** Task requirements **
Assemble all lines in which the string "React" appears.

%%

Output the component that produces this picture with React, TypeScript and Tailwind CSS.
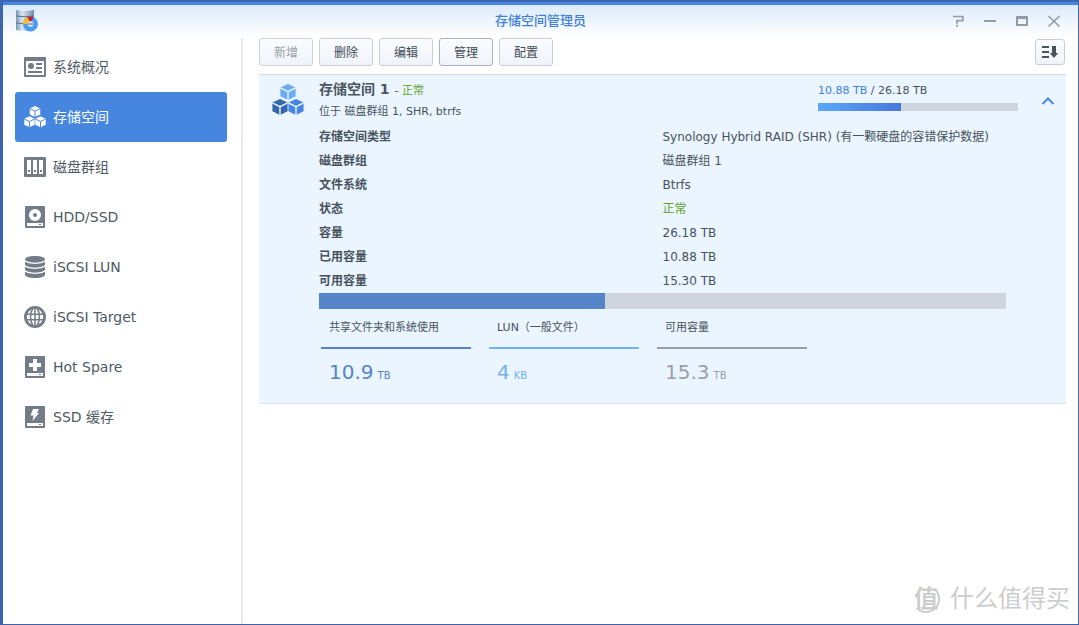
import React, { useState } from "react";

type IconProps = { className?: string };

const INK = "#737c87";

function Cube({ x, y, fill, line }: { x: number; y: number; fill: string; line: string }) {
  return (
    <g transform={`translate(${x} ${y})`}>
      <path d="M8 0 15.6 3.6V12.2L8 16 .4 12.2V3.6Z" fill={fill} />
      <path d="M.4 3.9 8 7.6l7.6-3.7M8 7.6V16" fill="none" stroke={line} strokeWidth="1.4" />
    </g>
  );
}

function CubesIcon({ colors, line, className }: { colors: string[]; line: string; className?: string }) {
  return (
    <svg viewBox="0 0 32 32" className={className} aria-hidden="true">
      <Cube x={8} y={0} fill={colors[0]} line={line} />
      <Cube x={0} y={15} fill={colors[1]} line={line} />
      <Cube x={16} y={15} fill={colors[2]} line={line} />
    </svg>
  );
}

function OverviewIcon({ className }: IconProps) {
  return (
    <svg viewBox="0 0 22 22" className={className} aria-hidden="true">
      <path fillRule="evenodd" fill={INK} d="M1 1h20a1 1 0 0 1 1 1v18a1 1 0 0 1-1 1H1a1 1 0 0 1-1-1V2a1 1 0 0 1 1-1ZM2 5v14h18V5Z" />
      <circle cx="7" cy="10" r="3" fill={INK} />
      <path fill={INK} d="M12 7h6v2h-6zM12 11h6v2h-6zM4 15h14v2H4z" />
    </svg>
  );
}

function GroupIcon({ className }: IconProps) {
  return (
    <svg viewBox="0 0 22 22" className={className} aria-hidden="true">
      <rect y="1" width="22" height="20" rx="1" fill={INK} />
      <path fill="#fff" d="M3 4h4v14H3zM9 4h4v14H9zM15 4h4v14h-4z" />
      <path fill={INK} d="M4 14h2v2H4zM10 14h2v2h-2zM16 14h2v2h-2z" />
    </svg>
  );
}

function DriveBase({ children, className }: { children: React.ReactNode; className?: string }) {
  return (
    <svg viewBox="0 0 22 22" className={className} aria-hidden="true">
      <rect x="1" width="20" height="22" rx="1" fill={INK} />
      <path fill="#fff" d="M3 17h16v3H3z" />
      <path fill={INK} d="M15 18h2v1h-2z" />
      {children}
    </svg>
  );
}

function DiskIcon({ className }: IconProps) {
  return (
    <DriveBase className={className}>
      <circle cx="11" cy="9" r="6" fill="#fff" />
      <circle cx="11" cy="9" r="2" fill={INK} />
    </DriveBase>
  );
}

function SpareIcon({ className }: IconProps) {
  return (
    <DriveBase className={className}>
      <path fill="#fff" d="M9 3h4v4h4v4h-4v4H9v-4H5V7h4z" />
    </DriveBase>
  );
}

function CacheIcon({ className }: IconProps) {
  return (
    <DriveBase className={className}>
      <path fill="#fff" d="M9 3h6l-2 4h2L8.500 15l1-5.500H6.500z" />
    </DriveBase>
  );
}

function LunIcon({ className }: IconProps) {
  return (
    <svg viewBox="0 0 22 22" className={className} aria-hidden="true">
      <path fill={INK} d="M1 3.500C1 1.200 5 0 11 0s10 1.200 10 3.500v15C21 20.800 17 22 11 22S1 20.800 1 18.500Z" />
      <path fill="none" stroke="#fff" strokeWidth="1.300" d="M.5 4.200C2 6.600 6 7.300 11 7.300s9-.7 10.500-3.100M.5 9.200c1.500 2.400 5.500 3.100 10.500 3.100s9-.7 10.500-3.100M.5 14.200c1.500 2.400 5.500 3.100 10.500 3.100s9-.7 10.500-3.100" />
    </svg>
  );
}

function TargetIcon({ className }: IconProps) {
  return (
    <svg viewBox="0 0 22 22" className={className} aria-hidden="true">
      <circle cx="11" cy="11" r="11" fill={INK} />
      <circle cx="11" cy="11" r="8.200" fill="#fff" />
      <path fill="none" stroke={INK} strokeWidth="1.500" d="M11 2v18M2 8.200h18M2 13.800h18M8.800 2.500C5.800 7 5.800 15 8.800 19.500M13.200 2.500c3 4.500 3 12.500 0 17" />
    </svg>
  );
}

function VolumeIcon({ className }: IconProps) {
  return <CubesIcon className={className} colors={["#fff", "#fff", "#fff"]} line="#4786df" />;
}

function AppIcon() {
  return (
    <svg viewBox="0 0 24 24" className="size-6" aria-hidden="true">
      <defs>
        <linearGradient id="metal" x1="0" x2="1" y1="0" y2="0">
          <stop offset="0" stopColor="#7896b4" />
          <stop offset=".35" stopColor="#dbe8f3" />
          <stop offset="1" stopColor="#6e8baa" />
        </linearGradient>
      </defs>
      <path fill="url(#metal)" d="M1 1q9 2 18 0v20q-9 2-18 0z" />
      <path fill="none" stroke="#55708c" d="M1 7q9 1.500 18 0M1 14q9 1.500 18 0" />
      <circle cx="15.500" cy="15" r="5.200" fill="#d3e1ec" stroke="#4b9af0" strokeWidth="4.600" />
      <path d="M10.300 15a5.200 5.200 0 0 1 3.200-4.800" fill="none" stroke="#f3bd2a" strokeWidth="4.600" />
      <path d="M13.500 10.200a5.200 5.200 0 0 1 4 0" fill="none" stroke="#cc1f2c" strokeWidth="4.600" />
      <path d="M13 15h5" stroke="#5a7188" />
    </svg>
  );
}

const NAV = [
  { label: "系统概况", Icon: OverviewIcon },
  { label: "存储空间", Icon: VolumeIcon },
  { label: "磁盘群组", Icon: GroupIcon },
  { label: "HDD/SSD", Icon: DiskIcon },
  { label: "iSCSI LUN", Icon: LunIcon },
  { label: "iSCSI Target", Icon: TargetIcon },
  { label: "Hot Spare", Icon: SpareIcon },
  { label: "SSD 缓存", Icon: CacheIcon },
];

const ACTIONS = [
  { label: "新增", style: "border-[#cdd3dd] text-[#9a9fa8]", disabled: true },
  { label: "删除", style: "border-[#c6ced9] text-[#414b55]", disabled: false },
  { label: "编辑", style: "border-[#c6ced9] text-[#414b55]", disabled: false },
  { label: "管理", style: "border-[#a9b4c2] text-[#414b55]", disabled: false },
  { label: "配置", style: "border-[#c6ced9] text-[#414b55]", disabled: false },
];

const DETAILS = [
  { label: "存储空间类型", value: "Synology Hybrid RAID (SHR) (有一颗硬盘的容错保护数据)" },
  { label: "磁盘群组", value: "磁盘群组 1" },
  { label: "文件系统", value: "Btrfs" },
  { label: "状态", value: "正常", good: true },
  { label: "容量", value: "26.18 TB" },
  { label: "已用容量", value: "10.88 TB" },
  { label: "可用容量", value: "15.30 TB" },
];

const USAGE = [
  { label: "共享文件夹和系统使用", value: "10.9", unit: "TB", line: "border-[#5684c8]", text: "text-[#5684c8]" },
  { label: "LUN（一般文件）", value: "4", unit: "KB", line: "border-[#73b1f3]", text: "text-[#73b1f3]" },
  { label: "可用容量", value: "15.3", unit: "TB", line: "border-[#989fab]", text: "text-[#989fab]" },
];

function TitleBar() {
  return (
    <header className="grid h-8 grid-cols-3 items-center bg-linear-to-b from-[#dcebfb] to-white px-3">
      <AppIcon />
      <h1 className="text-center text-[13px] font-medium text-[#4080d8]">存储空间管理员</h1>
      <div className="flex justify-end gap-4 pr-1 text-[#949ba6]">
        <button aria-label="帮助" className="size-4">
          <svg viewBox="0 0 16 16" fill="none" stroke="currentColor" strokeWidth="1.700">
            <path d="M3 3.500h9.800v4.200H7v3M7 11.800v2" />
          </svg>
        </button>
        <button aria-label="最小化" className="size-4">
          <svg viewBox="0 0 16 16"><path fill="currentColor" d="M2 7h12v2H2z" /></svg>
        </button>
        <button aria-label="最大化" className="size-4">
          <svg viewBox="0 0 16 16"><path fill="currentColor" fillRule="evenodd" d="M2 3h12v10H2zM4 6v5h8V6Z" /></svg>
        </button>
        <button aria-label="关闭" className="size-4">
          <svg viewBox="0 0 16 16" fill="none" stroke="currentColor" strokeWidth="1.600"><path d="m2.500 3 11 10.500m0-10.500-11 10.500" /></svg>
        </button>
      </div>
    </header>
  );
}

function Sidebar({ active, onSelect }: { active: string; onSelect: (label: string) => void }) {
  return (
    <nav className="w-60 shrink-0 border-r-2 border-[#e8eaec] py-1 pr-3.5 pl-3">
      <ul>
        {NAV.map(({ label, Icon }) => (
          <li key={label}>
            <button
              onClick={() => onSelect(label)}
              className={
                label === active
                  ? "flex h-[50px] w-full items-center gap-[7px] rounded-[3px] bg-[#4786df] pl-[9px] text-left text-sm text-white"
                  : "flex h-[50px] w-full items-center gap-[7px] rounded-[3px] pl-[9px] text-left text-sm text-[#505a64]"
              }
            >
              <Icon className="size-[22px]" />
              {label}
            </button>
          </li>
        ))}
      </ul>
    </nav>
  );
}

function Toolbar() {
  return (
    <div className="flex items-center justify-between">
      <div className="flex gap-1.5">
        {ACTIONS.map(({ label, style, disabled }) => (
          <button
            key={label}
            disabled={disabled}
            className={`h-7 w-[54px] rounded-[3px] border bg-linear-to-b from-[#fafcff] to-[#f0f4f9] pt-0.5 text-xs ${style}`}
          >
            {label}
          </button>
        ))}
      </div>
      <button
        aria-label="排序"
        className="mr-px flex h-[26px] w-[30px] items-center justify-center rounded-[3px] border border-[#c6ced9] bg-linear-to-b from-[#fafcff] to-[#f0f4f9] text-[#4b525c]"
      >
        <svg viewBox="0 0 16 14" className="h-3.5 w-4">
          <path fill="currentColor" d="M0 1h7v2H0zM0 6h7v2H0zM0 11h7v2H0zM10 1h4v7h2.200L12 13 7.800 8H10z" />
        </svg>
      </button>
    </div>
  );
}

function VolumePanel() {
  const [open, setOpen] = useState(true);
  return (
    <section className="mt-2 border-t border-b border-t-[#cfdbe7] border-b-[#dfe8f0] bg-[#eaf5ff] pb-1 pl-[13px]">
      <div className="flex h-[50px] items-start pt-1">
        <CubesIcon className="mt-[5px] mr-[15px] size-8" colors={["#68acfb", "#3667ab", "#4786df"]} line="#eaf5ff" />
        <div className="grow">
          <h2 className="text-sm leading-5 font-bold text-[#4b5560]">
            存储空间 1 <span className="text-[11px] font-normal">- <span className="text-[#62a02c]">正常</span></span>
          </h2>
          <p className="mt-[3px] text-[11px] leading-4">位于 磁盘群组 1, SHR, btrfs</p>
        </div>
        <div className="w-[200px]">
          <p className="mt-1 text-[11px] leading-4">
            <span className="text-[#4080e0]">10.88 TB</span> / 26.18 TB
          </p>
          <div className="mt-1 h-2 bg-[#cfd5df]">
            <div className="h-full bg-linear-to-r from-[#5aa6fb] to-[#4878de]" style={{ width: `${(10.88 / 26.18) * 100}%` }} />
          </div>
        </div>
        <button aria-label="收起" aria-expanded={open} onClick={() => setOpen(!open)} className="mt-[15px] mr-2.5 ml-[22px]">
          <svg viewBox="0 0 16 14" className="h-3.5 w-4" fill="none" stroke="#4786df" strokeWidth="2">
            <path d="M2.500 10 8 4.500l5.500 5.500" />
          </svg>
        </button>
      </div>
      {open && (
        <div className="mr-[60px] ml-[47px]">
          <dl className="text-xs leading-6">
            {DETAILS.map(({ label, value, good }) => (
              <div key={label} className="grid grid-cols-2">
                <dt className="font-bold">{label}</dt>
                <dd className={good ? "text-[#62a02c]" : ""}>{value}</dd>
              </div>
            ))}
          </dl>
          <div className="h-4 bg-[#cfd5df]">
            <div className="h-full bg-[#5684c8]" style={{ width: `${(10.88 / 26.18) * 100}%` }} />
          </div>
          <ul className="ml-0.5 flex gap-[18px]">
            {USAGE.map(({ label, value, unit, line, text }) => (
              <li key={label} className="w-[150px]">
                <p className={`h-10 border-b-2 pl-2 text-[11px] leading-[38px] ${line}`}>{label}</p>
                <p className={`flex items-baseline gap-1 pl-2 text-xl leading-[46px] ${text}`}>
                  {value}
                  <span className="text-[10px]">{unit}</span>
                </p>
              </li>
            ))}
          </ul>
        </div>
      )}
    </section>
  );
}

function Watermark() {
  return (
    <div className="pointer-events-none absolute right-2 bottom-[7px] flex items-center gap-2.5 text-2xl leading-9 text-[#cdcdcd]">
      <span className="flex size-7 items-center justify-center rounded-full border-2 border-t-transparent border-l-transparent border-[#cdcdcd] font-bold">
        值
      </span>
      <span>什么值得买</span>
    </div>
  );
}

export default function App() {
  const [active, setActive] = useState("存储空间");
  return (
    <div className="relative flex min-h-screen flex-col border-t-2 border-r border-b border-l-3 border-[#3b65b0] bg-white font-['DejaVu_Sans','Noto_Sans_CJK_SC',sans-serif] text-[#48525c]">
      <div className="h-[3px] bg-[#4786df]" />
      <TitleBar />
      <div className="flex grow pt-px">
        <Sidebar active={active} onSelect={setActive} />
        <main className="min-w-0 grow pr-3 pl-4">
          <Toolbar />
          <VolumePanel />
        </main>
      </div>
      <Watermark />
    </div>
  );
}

%%

** Task result **
Output the component that produces this picture with React, TypeScript and Tailwind CSS.
import React, { useState } from "react";
function DriveBase({ children, className }: { children: React.ReactNode; className?: string }) {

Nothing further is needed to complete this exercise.